Cracking the Grid: Maximizing Square Holes in a Grid
I am a nerdy software engineer
Geometry-based coding challenges often look intimidating because of coordinates and constraints, but they frequently boil down to finding patterns in sequences. A perfect example is the Maximum Square Hole Area problem.
In this article, we’ll explore how to manipulate a grid by removing bars to create the largest possible square opening.
Link to the problem : https://leetcode.com/problems/maximize-area-of-square-hole-in-grid/
Understanding the Grid Mechanics
Imagine a window with a metal grate. You have n+2 horizontal bars and m+2 vertical bars. The bars are indexed from 1 to N. You are given a list of specific internal bars (hBars and vBars) that are removable.
The Key Insight:
When you remove bars, you aren't just creating empty space; you are merging adjacent 1 x 1 cells.
If you remove 0 bars, the max gap is 1 unit.
If you remove 1 bar, the max gap is 2 units.
If you remove k consecutive bars, the max gap is k + 1 units.
To form a square hole of side S, you must be able to create a gap of at least S in both the horizontal and vertical directions.
The Game Plan
Since we want the maximum square, our side length S is limited by the weakest link ,the smaller of the two maximum gaps we can create.
Isolate the Dimensions: Treat the horizontal and vertical bars as two separate, independent sub-problems.
Find the Longest Streak: Sort the removable bars. Look for the longest sequence where each bar number is exactly 1 greater than the previous one (e.g.,
[2, 3, 4]).Calculate the Gap: If the longest streak of removable horizontal bars is H_max, the maximum horizontal gap is H_max + 1. Do the same for vertical bars (V_max + 1).
Find the Square: The side of the largest square
Rust Implementation
This solution is efficient and clean, utilizing Rust's powerful slice iterators.
Rust
impl Solution {
pub fn maximize_square_hole_area(n: i32, m: i32, mut h_bars: Vec<i32>, mut v_bars: Vec<i32>) -> i32 {
// Find the max consecutive sequence in both directions
let max_h_gap = Self::get_max_gap(&mut h_bars);
let max_v_gap = Self::get_max_gap(&mut v_bars);
// The square side is the bottleneck between the two directions
let side = max_h_gap.min(max_v_gap);
side * side
}
fn get_max_gap(bars: &mut Vec<i32>) -> i32 {
// Sorting is essential to find consecutive sequences
bars.sort_unstable();
let mut max_streak = 1;
let mut current_streak = 1;
for i in 1..bars.len() {
if bars[i] == bars[i-1] + 1 {
current_streak += 1;
} else {
max_streak = max_streak.max(current_streak);
current_streak = 1;
}
}
max_streak = max_streak.max(current_streak);
// Gap size = number of consecutive bars removed + 1
max_streak + 1
}
}
Why This Works
The constraints on hBars.length and vBars.length are small (up to 100), but the grid dimensions n and m can be up to 10^9.

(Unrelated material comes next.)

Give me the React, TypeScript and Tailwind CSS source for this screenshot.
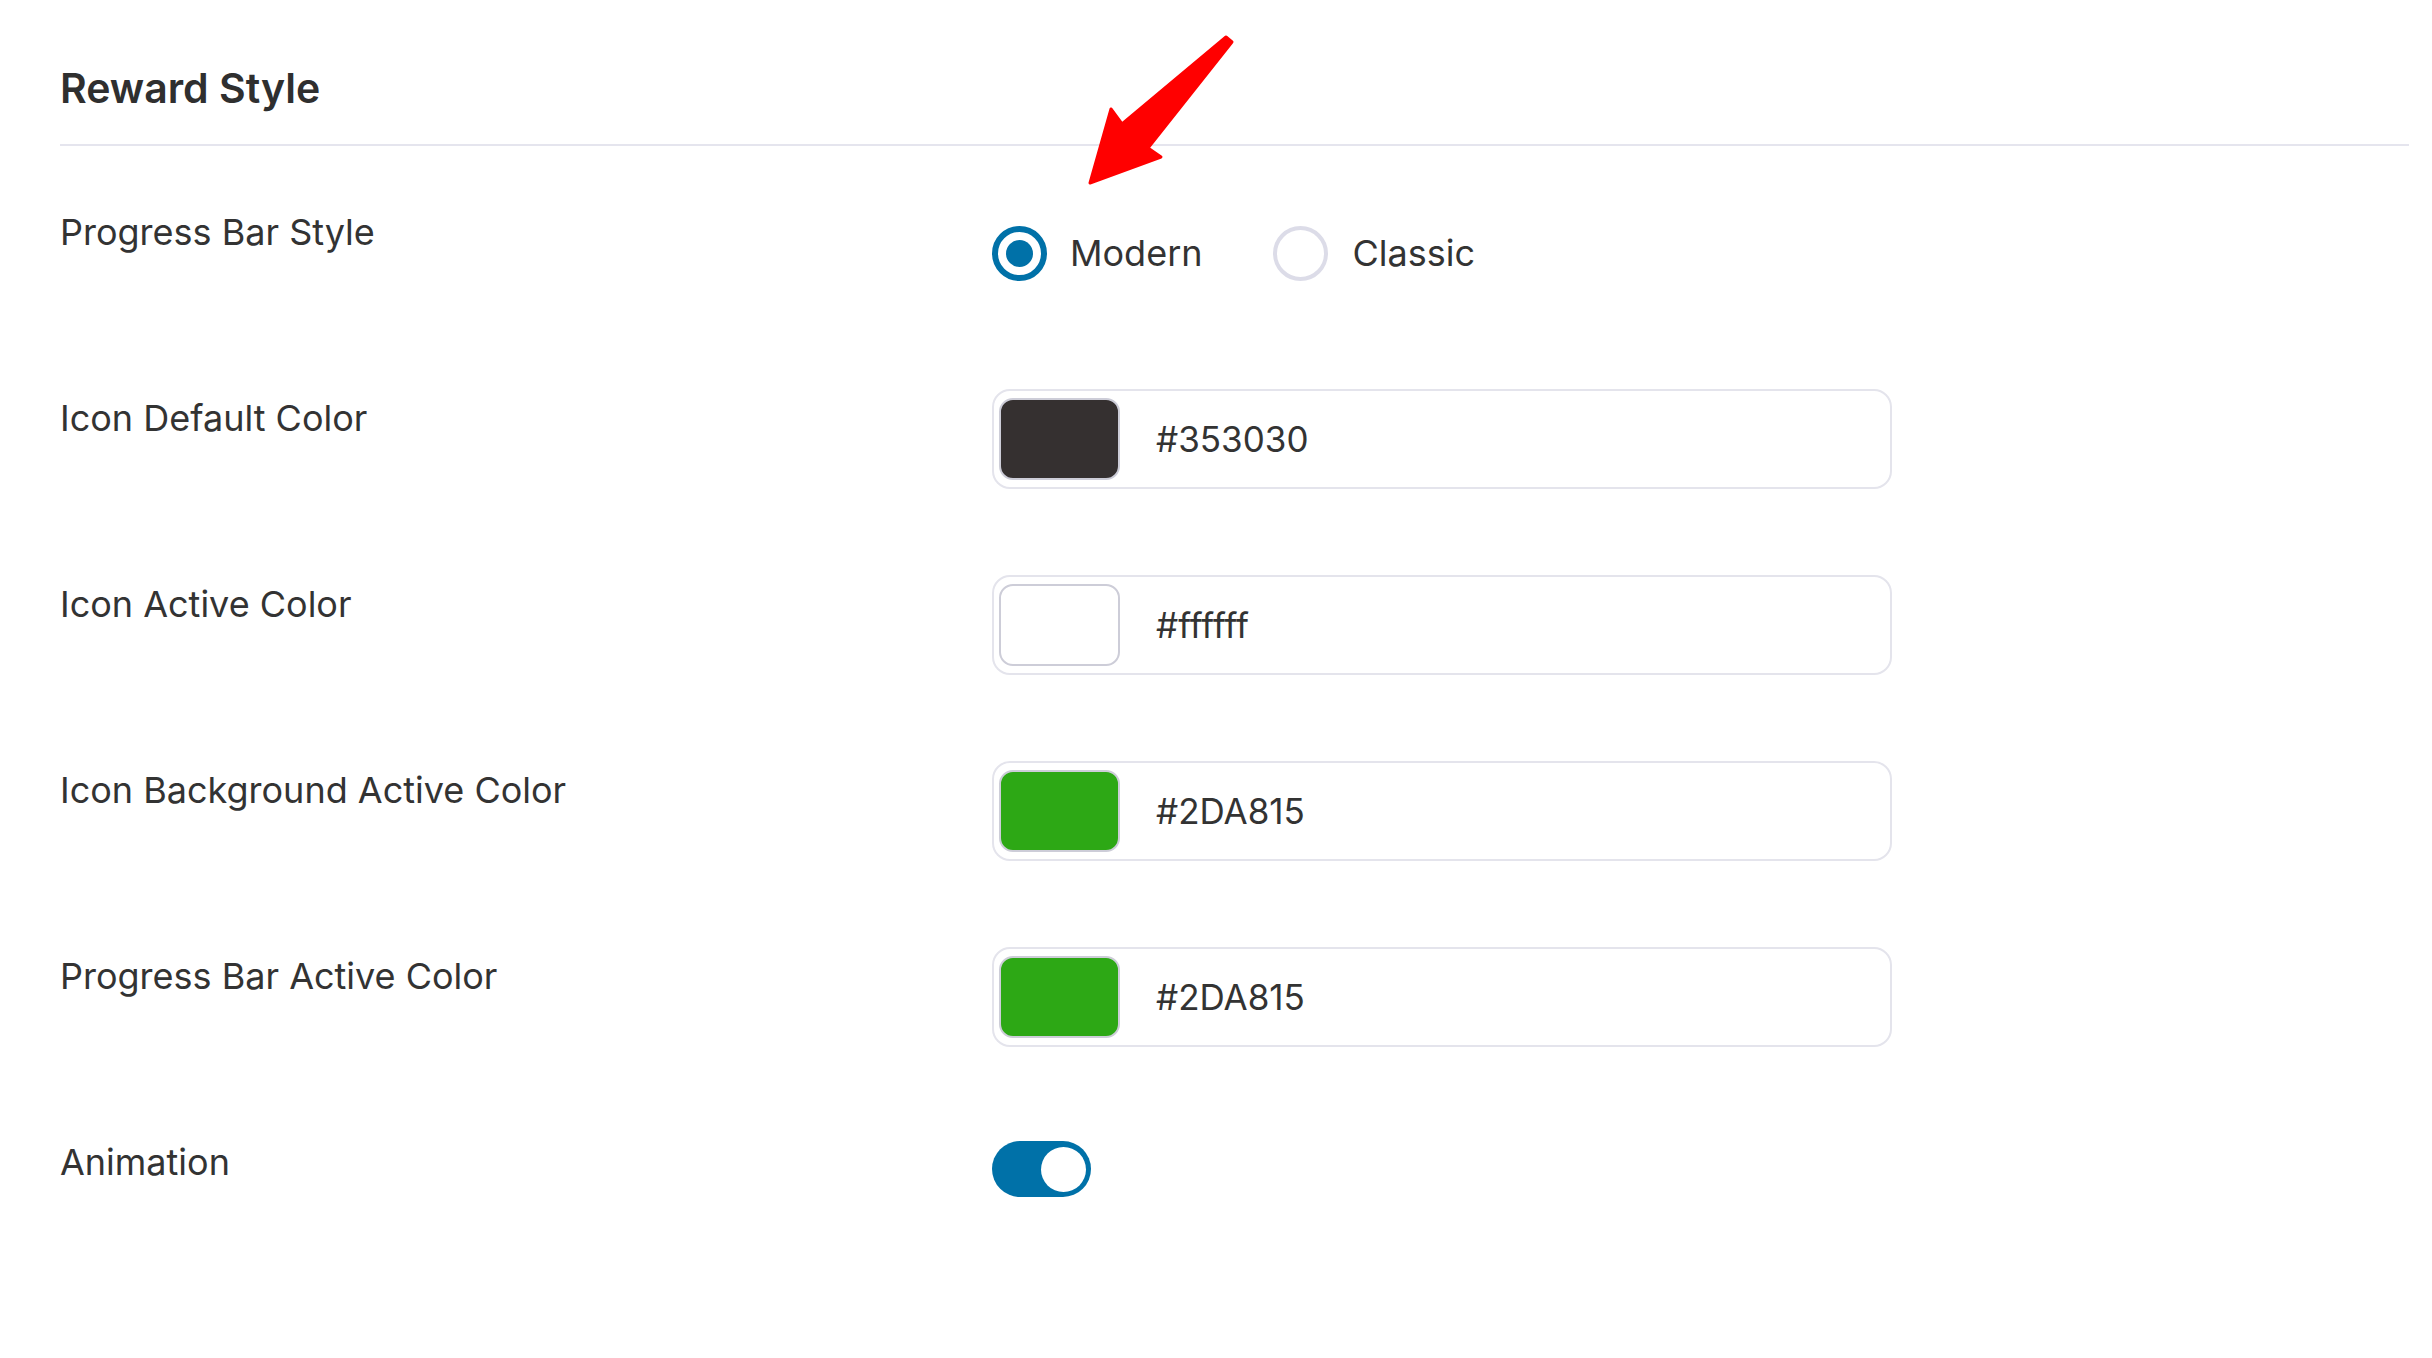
const rows = [
  { label: "Icon Default Color", color: "#353030", value: "#353030" },
  { label: "Icon Active Color", color: "#ffffff", value: "#ffffff" },
  { label: "Icon Background Active Color", color: "#2DA815", value: "#2DA815" },
  { label: "Progress Bar Active Color", color: "#2DA815", value: "#2DA815" },
];

function ColorField({ color, value }: { color: string; value: string }) {
  return (
    <div className="flex h-[100px] w-[900px] items-center rounded-[18px] border-2 border-[#e4e4ec] bg-white pl-[5px]">
      <div
        className="h-[82px] w-[121px] rounded-[14px] border-2 border-[#cdcdd8]"
        style={{ backgroundColor: color }}
      />
      <span className="ml-[36px] text-[35px] leading-[44px] text-[#333]">{value}</span>
    </div>
  );
}

export default function App() {
  return (
    <div className="relative min-h-screen bg-white pl-[60px] pr-[23px] font-['Inter',sans-serif] text-[#333]">
      {/* Header */}
      <div className="border-b-2 border-[#e5e5ee] pt-[64px] pb-[32px]">
        <h2 className="text-[41px] leading-[48px] font-semibold text-[#2f2f2f]">Reward Style</h2>
      </div>

      {/* Progress bar style */}
      <div className="flex h-[186px]">
        <div className="w-[932px] pt-[64px] text-[36px] leading-[44px]">Progress Bar Style</div>
        <div className="pt-[57px]">
          <div className="flex h-[100px] items-center">
            <span className="flex h-[55px] w-[55px] items-center justify-center rounded-full border-[6px] border-[#0071a8]">
              <span className="h-[27px] w-[27px] rounded-full bg-[#0071a8]" />
            </span>
            <span className="ml-[23px] text-[36px] leading-[44px]">Modern</span>
            <span className="ml-[70px] h-[55px] w-[55px] rounded-full border-[4px] border-[#dcdce8]" />
            <span className="ml-[25px] text-[36px] leading-[44px]">Classic</span>
          </div>
        </div>
      </div>

      {/* Color rows */}
      {rows.map((r) => (
        <div key={r.label} className="flex h-[186px]">
          <div className="w-[932px] pt-[64px] text-[36px] leading-[44px]">{r.label}</div>
          <div className="pt-[57px]">
            <ColorField color={r.color} value={r.value} />
          </div>
        </div>
      ))}

      {/* Animation */}
      <div className="flex h-[186px]">
        <div className="w-[932px] pt-[64px] text-[36px] leading-[44px]">Animation</div>
        <div className="pt-[65px]">
          <div className="flex h-[56px] w-[99px] items-center justify-end rounded-full bg-[#0071a8] pr-[5px]">
            <span className="h-[45px] w-[45px] rounded-full bg-white" />
          </div>
        </div>
      </div>

      {/* Annotation arrow */}
      <svg className="absolute left-[1085px] top-[32px]" width="150" height="160" viewBox="0 0 150 160">
        <polygon
          points="141,5 147,10 63,116 76,125 5,151 26,77 37,92"
          fill="#ff0000"
          stroke="#ff0000"
          strokeWidth="3"
          strokeLinejoin="round"
        />
      </svg>
    </div>
  );
}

By focusing only on the removable bars, we ignore the massive grid size and reduce the problem to finding the Longest Consecutive Sequence. This turns a potentially O(N x M) problem into a lightning-fast O(B log B) solution (where B is the number of removable bars).
Key Takeaways
Consecutive = Gap: In grid problems, removing k lines always results in k+1 space.
Bottleneck Principle: Squares are defined by their shortest side. Always look for the
min()of your dimensions.Ignore the Noise: Don't let large constraints like 10^9 scare you; they often signal that you should ignore the grid and focus on the small input arrays.